Written request: Retype each line exactly. Skip images.
### Data segment ###
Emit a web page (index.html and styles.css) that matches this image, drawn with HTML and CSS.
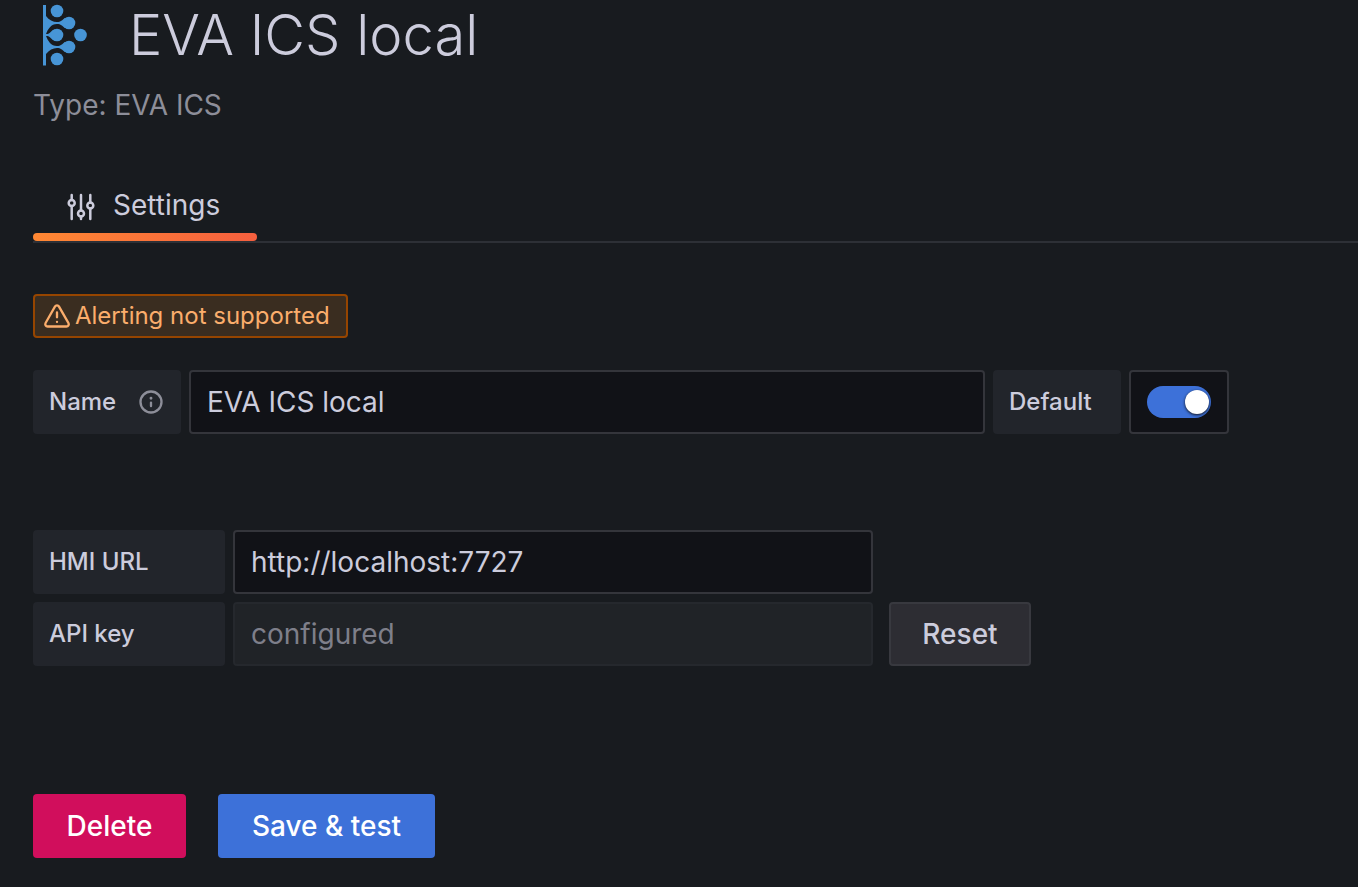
FILE: index.html
```html
<!DOCTYPE html>
<html lang="en">
<head>
<meta charset="utf-8">
<meta name="viewport" content="width=device-width, initial-scale=1">
<title>EVA ICS local</title>
<link rel="stylesheet" href="styles.css">
</head>
<body>
<main class="page">
  <header class="page-header">
    <div class="title-row">
      <svg class="logo" viewBox="0 0 64 64" aria-hidden="true">
        <path d="M10 2h3v11C16 17 20 19 24 19C28 19 29 17 32 15V25C29 23 28 21 24 21C18 21 15 26 13 31H14.500C17 31 18 27 22 26.500V37.500C18 37 17 33 14.500 33H13C15 38 18 43 24 43C28 43 29 41 32 39V49C29 47 28 45 24 45C20 45 16 47 13 51V62.500H10z"/>
        <circle cx="24" cy="8" r="6.300"/><circle cx="36" cy="20" r="6.300"/><circle cx="24" cy="32" r="6.300"/><circle cx="47.500" cy="32" r="6.300"/><circle cx="36" cy="44" r="6.300"/><circle cx="24" cy="56" r="6.300"/>
      </svg>
      <h1 class="title">EVA ICS local</h1>
    </div>
    <p class="subtitle">Type: EVA ICS</p>
  </header>
  <nav class="tabs">
    <a class="tab" href="#settings" aria-current="page">
      <svg class="tab-icon" viewBox="0 0 28 32" aria-hidden="true">
        <path d="M4.700 6V11M4.700 17V30M14 6V21.500M14 27.500V30M23.300 6V13.500M23.300 19.500V30"/>
        <circle cx="4.700" cy="14" r="3"/><circle cx="14" cy="24.500" r="3"/><circle cx="23.300" cy="16.500" r="3"/>
      </svg>
      Settings
    </a>
  </nav>
  <form class="settings" id="settings">
    <div class="badge">
      <svg class="badge-icon" viewBox="0 0 24 24" aria-hidden="true">
        <path d="M12 16a1 1 0 1 0 1 1 1 1 0 0 0-1-1zm10.670 1.470l-8.050-14a3 3 0 0 0-5.240 0l-8 14A3 3 0 0 0 3.940 22h16.120a3 3 0 0 0 2.610-4.530zm-1.730 2a1 1 0 0 1-.88.510H3.940a1 1 0 0 1-.88-.510 1 1 0 0 1 0-1l8-14a1 1 0 0 1 1.780 0l8.050 14a1 1 0 0 1 .050 1.020zM12 8a1 1 0 0 0-1 1v4a1 1 0 0 0 2 0V9a1 1 0 0 0-1-1z"/>
      </svg>
      <span>Alerting not supported</span>
    </div>
    <div class="row row-name">
      <label class="label label-name" for="name">Name
        <svg class="info" viewBox="0 0 24 24" aria-hidden="true"><path d="M12 2a10 10 0 1 0 10 10A10 10 0 0 0 12 2zm0 18a8 8 0 1 1 8-8 8 8 0 0 1-8 8zm0-8.500a1 1 0 0 0-1 1v3a1 1 0 0 0 2 0v-3a1 1 0 0 0-1-1zm0-4a1.250 1.250 0 1 0 1.250 1.250A1.250 1.250 0 0 0 12 7.500z"/></svg>
      </label>
      <input class="input" id="name" type="text" value="EVA ICS local">
      <label class="label label-default" for="default">Default</label>
      <div class="switch-box"><input class="switch" id="default" type="checkbox" role="switch" checked></div>
    </div>
    <div class="connection">
      <div class="row">
        <label class="label label-field" for="url">HMI URL</label>
        <input class="input input-field" id="url" type="text" value="http://localhost:7727">
      </div>
      <div class="row">
        <label class="label label-field" for="key">API key</label>
        <input class="input input-field" id="key" type="text" value="configured" disabled>
        <button class="button button-reset" type="button">Reset</button>
      </div>
    </div>
    <div class="actions">
      <button class="button button-delete" type="button">Delete</button>
      <button class="button button-save" type="submit">Save &amp; test</button>
    </div>
  </form>
</main>
</body>
</html>
```
FILE: styles.css
```css
* { box-sizing: border-box; }

body {
  margin: 0;
  background: #181b1f;
  color: #ccccdc;
  font: 400 28px/44px Inter, "Liberation Sans", sans-serif;
  font-optical-sizing: none;
}

.page { padding: 3px 0 28px 33px; }

.title-row { display: flex; align-items: center; gap: 32px; }
.logo { width: 64px; height: 64px; flex: none; fill: #4795d6; }
.title { margin: 0; font-size: 56px; line-height: 64px; font-weight: 300; }
.subtitle { margin: 16px 0 0; color: #8d8e99; }

.tabs { display: flex; margin-top: 44px; border-bottom: 2px solid #2d3036; }
.tab {
  position: relative;
  display: flex;
  align-items: center;
  gap: 18px;
  min-width: 224px;
  padding: 12px 32px 14px 34px;
  color: inherit;
  text-decoration: none;
}
.tab::after {
  content: "";
  position: absolute;
  left: 0;
  right: 0;
  bottom: 0;
  height: 8px;
  border-radius: 4px;
  background: linear-gradient(90deg, #ff8833, #f55f3e);
}
.tab-icon { width: 28px; height: 32px; fill: none; stroke: currentColor; stroke-width: 2.500; stroke-linecap: round; }

.settings { padding-top: 51px; }

.badge {
  display: flex;
  align-items: center;
  gap: 4px;
  width: fit-content;
  min-width: 315px;
  padding: 4px 8px;
  border: 2px solid #964500;
  border-radius: 4px;
  background: #3a2d20;
  color: #fbad6c;
  font-size: 24px;
  line-height: 32px;
}
.badge-icon { width: 28px; height: 28px; fill: currentColor; }

.row { display: flex; gap: 8px; }
.row-name { max-width: 1196px; margin-top: 32px; }

.label {
  display: flex;
  align-items: center;
  flex: none;
  height: 64px;
  padding: 0 16px;
  border-radius: 4px;
  background: #22252b;
  font-size: 24px;
  font-weight: 500;
}
.label-name { width: 148px; justify-content: space-between; }
.label-default { width: 128px; }
.label-field { width: 192px; }
.info { width: 28px; height: 28px; fill: #8d8e99; }

.input {
  flex: 1;
  min-width: 0;
  height: 64px;
  padding: 0 16px;
  border: 2px solid #34353b;
  border-radius: 4px;
  background: #111217;
  color: inherit;
  font: inherit;
}
.input:disabled { border-color: #25282d; background: #202327; color: #7e7f8a; }
.input-field { flex: 0 1 640px; }

.switch-box {
  display: flex;
  align-items: center;
  flex: none;
  height: 64px;
  padding: 0 16px;
  border: 2px solid #34353b;
  border-radius: 4px;
  background: #111217;
}
.switch {
  display: flex;
  align-items: center;
  justify-content: flex-end;
  width: 64px;
  height: 32px;
  margin: 0;
  padding: 2px;
  border-radius: 16px;
  background: #3d71d9;
  appearance: none;
}
.switch:not(:checked) { justify-content: flex-start; background: #34353b; }
.switch::before {
  content: "";
  width: 24px;
  height: 24px;
  border-radius: 50%;
  background: #fff;
  box-shadow: 0 1px 3px #111217;
}

.connection { display: flex; flex-direction: column; gap: 8px; margin-top: 96px; }

.button {
  height: 64px;
  padding: 0 28px;
  border: 0;
  border-radius: 4px;
  color: #fff;
  font: inherit;
  font-weight: 500;
}
.button-reset { min-width: 142px; margin-left: 8px; border: 2px solid #38393f; background: #2d2d33; color: #ccccdc; }
.button-delete { min-width: 153px; background: #d10e5c; }
.button-save { min-width: 217px; background: #3d71d9; }

.actions { display: flex; flex-wrap: wrap; gap: 32px; margin-top: 128px; }
```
###
Exercise response:
Emit a web page (index.html and styles.css) that matches this image, drawn with HTML and CSS.
FILE: index.html
```html
<!DOCTYPE html>
<html lang="en">
<head>
<meta charset="utf-8">
<meta name="viewport" content="width=device-width, initial-scale=1">
<title>EVA ICS local</title>
<link rel="stylesheet" href="styles.css">
</head>
<body>
<main class="page">
  <header class="page-header">
    <div class="title-row">
      <svg class="logo" viewBox="0 0 64 64" aria-hidden="true">
        <path d="M10 2h3v11C16 17 20 19 24 19C28 19 29 17 32 15V25C29 23 28 21 24 21C18 21 15 26 13 31H14.500C17 31 18 27 22 26.500V37.500C18 37 17 33 14.500 33H13C15 38 18 43 24 43C28 43 29 41 32 39V49C29 47 28 45 24 45C20 45 16 47 13 51V62.500H10z"/>
        <circle cx="24" cy="8" r="6.300"/><circle cx="36" cy="20" r="6.300"/><circle cx="24" cy="32" r="6.300"/><circle cx="47.500" cy="32" r="6.300"/><circle cx="36" cy="44" r="6.300"/><circle cx="24" cy="56" r="6.300"/>
      </svg>
      <h1 class="title">EVA ICS local</h1>
    </div>
    <p class="subtitle">Type: EVA ICS</p>
  </header>
  <nav class="tabs">
    <a class="tab" href="#settings" aria-current="page">
      <svg class="tab-icon" viewBox="0 0 28 32" aria-hidden="true">
        <path d="M4.700 6V11M4.700 17V30M14 6V21.500M14 27.500V30M23.300 6V13.500M23.300 19.500V30"/>
        <circle cx="4.700" cy="14" r="3"/><circle cx="14" cy="24.500" r="3"/><circle cx="23.300" cy="16.500" r="3"/>
      </svg>
      Settings
    </a>
  </nav>
  <form class="settings" id="settings">
    <div class="badge">
      <svg class="badge-icon" viewBox="0 0 24 24" aria-hidden="true">
        <path d="M12 16a1 1 0 1 0 1 1 1 1 0 0 0-1-1zm10.670 1.470l-8.050-14a3 3 0 0 0-5.240 0l-8 14A3 3 0 0 0 3.940 22h16.120a3 3 0 0 0 2.610-4.530zm-1.730 2a1 1 0 0 1-.88.510H3.940a1 1 0 0 1-.88-.510 1 1 0 0 1 0-1l8-14a1 1 0 0 1 1.780 0l8.050 14a1 1 0 0 1 .050 1.020zM12 8a1 1 0 0 0-1 1v4a1 1 0 0 0 2 0V9a1 1 0 0 0-1-1z"/>
      </svg>
      <span>Alerting not supported</span>
    </div>
    <div class="row row-name">
      <label class="label label-name" for="name">Name
        <svg class="info" viewBox="0 0 24 24" aria-hidden="true"><path d="M12 2a10 10 0 1 0 10 10A10 10 0 0 0 12 2zm0 18a8 8 0 1 1 8-8 8 8 0 0 1-8 8zm0-8.500a1 1 0 0 0-1 1v3a1 1 0 0 0 2 0v-3a1 1 0 0 0-1-1zm0-4a1.250 1.250 0 1 0 1.250 1.250A1.250 1.250 0 0 0 12 7.500z"/></svg>
      </label>
      <input class="input" id="name" type="text" value="EVA ICS local">
      <label class="label label-default" for="default">Default</label>
      <div class="switch-box"><input class="switch" id="default" type="checkbox" role="switch" checked></div>
    </div>
    <div class="connection">
      <div class="row">
        <label class="label label-field" for="url">HMI URL</label>
        <input class="input input-field" id="url" type="text" value="http://localhost:7727">
      </div>
      <div class="row">
        <label class="label label-field" for="key">API key</label>
        <input class="input input-field" id="key" type="text" value="configured" disabled>
        <button class="button button-reset" type="button">Reset</button>
      </div>
    </div>
    <div class="actions">
      <button class="button button-delete" type="button">Delete</button>
      <button class="button button-save" type="submit">Save &amp; test</button>
    </div>
  </form>
</main>
</body>
</html>
```
FILE: styles.css
```css
* { box-sizing: border-box; }

body {
  margin: 0;
  background: #181b1f;
  color: #ccccdc;
  font: 400 28px/44px Inter, "Liberation Sans", sans-serif;
  font-optical-sizing: none;
}

.page { padding: 3px 0 28px 33px; }

.title-row { display: flex; align-items: center; gap: 32px; }
.logo { width: 64px; height: 64px; flex: none; fill: #4795d6; }
.title { margin: 0; font-size: 56px; line-height: 64px; font-weight: 300; }
.subtitle { margin: 16px 0 0; color: #8d8e99; }

.tabs { display: flex; margin-top: 44px; border-bottom: 2px solid #2d3036; }
.tab {
  position: relative;
  display: flex;
  align-items: center;
  gap: 18px;
  min-width: 224px;
  padding: 12px 32px 14px 34px;
  color: inherit;
  text-decoration: none;
}
.tab::after {
  content: "";
  position: absolute;
  left: 0;
  right: 0;
  bottom: 0;
  height: 8px;
  border-radius: 4px;
  background: linear-gradient(90deg, #ff8833, #f55f3e);
}
.tab-icon { width: 28px; height: 32px; fill: none; stroke: currentColor; stroke-width: 2.500; stroke-linecap: round; }

.settings { padding-top: 51px; }

.badge {
  display: flex;
  align-items: center;
  gap: 4px;
  width: fit-content;
  min-width: 315px;
  padding: 4px 8px;
  border: 2px solid #964500;
  border-radius: 4px;
  background: #3a2d20;
  color: #fbad6c;
  font-size: 24px;
  line-height: 32px;
}
.badge-icon { width: 28px; height: 28px; fill: currentColor; }

.row { display: flex; gap: 8px; }
.row-name { max-width: 1196px; margin-top: 32px; }

.label {
  display: flex;
  align-items: center;
  flex: none;
  height: 64px;
  padding: 0 16px;
  border-radius: 4px;
  background: #22252b;
  font-size: 24px;
  font-weight: 500;
}
.label-name { width: 148px; justify-content: space-between; }
.label-default { width: 128px; }
.label-field { width: 192px; }
.info { width: 28px; height: 28px; fill: #8d8e99; }

.input {
  flex: 1;
  min-width: 0;
  height: 64px;
  padding: 0 16px;
  border: 2px solid #34353b;
  border-radius: 4px;
  background: #111217;
  color: inherit;
  font: inherit;
}
.input:disabled { border-color: #25282d; background: #202327; color: #7e7f8a; }
.input-field { flex: 0 1 640px; }

.switch-box {
  display: flex;
  align-items: center;
  flex: none;
  height: 64px;
  padding: 0 16px;
  border: 2px solid #34353b;
  border-radius: 4px;
  background: #111217;
}
.switch {
  display: flex;
  align-items: center;
  justify-content: flex-end;
  width: 64px;
  height: 32px;
  margin: 0;
  padding: 2px;
  border-radius: 16px;
  background: #3d71d9;
  appearance: none;
}
.switch:not(:checked) { justify-content: flex-start; background: #34353b; }
.switch::before {
  content: "";
  width: 24px;
  height: 24px;
  border-radius: 50%;
  background: #fff;
  box-shadow: 0 1px 3px #111217;
}

.connection { display: flex; flex-direction: column; gap: 8px; margin-top: 96px; }

.button {
  height: 64px;
  padding: 0 28px;
  border: 0;
  border-radius: 4px;
  color: #fff;
  font: inherit;
  font-weight: 500;
}
.button-reset { min-width: 142px; margin-left: 8px; border: 2px solid #38393f; background: #2d2d33; color: #ccccdc; }
.button-delete { min-width: 153px; background: #d10e5c; }
.button-save { min-width: 217px; background: #3d71d9; }

.actions { display: flex; flex-wrap: wrap; gap: 32px; margin-top: 128px; }
```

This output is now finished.